I am very curious to see what travel looks like for me and DW in retirememt.

When my DW and I were young we backpacked Asia, Europe and South America in the pre internet days. We were obsessed with travel and back then. We would just turn up in a town, walk around to find a hostel to sleep at, and talk to other backpackers there to see what was worth seeing and where to travel to next and how best to get there. Times have changed.

Then my career took me overseas and we lived in Dubai for 6 years which was an incredible base to see Africa, the Middle East and Central Asia. We have great memories from travel out of Dubai. We saw so many incredible places.

Currently I am living in Paris, and winding up my working life there, but am travelling all over the world on business. We travel a lot through France and Europe on weekends, but often it feels more through obligation to take “advantage” of our situation, rather than any real desire to visit yet another gothic cathedral and yet another crumbling medieval old town.

Travel does feel like it’s lost its allure a little at the moment. We just want to spend time at home in Australia, camping under blue skies or hanging around at our home there.

We have a large sum set aside for travel in our post fire life, which should allow for several months of travel every year. But I’m really not sure we will use the funds. I have no idea.

But, like others have said, there is a huge range of travel experiences to had, and whilst travelling to destinations to see tourist sites or museums doesn’t excite me, i love the outdoors and I think I will always be excited by the chance to visit the incredible national parks everywhere in the world.

Rambling a bit here, and shifting topics, but several years ago I had a brief conversation with friends where we discussed whether you would extend your career by an extra year if it meant you could fly business class instead of economy in retirement.

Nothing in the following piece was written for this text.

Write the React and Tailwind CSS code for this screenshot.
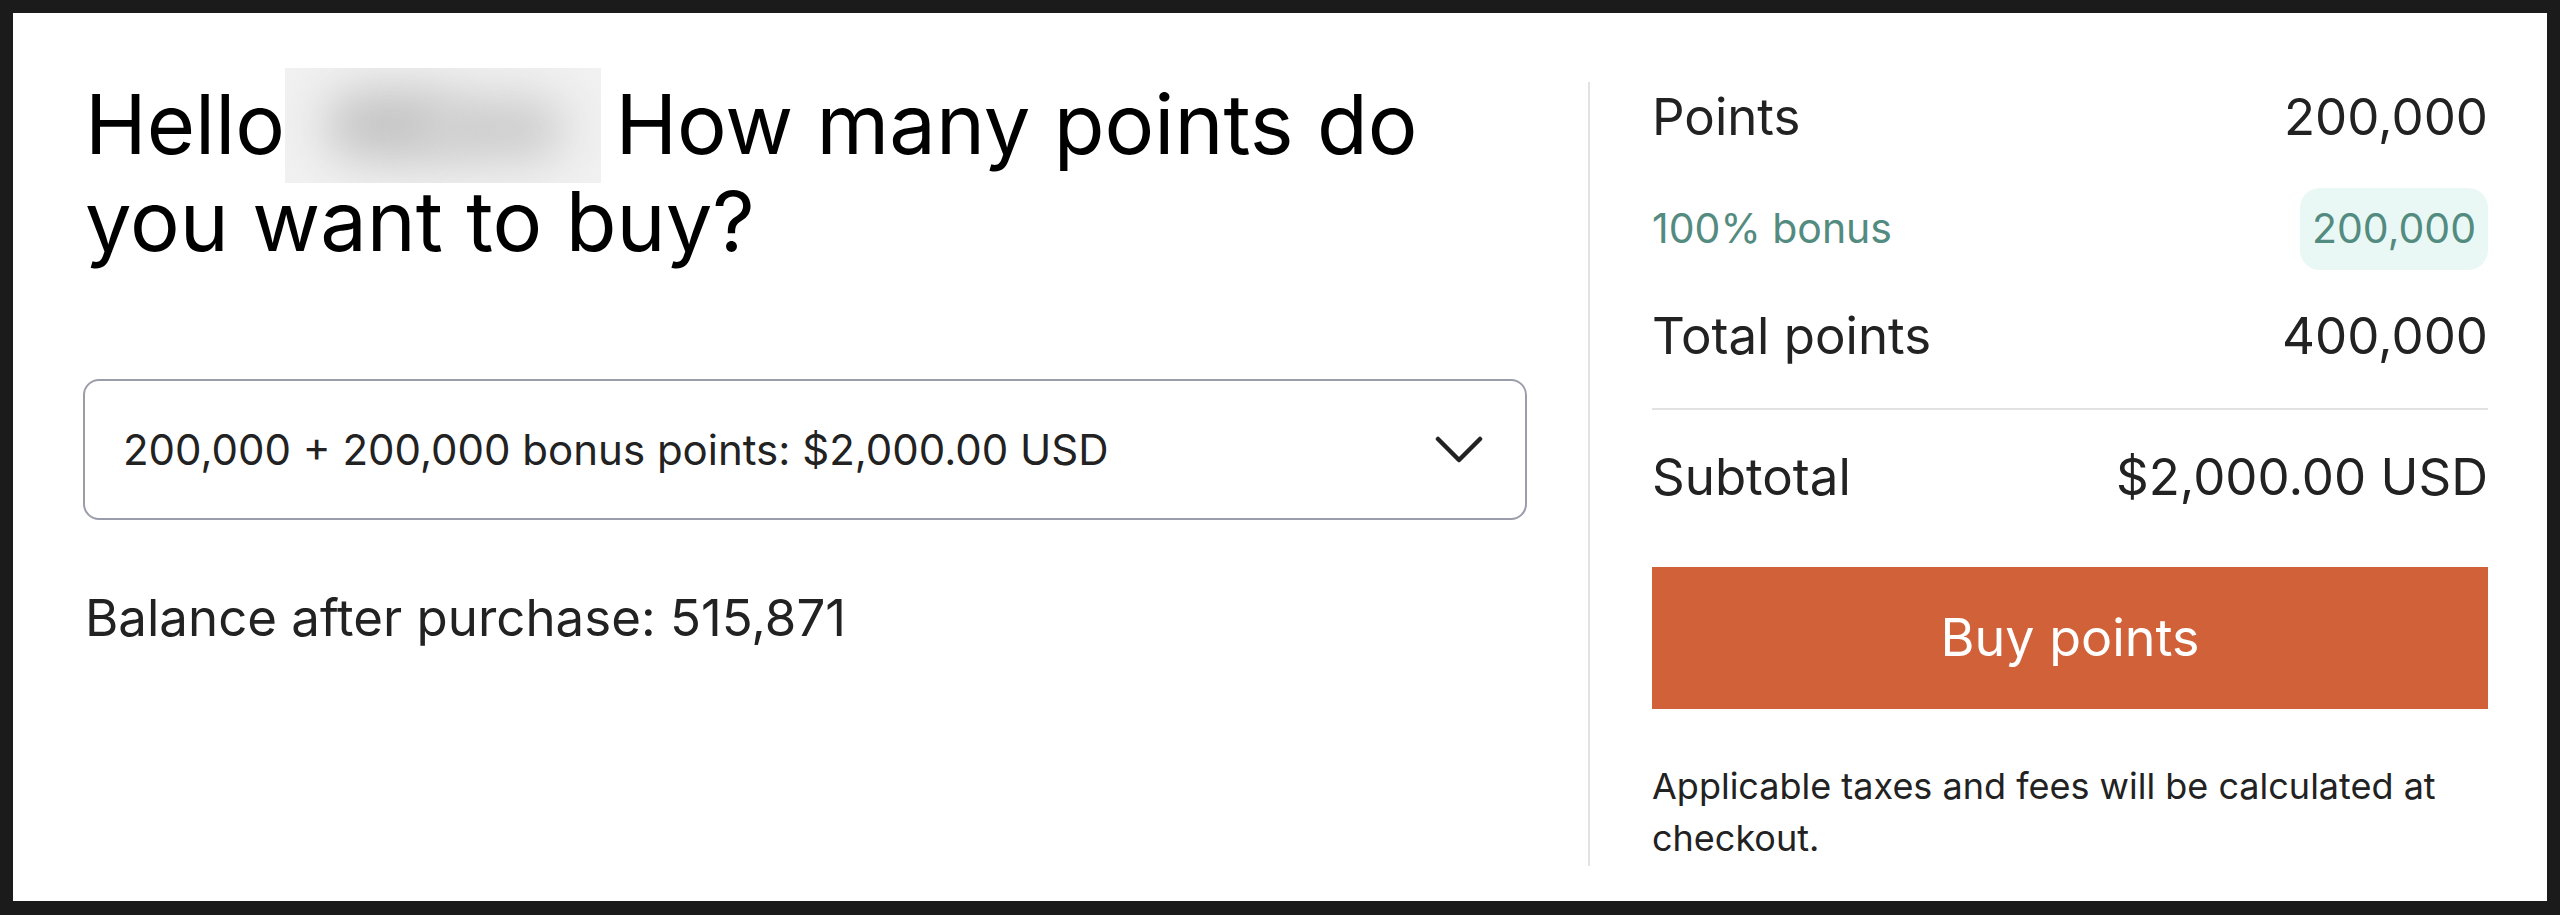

The responses were mixed, reflecting the personal nature of personal finance, but for me I felt it was worth it and have now worked that extra year. Funnily my DW was on the other side of the fence and still feels that business class seats are a total waste of money. I look forward to our first post retirement trip where I fly in a lie flat bed from Sydney to Europe or the US, whilst DW is flying downstairs in cattle class. Haha. I’m sure she will change her tune.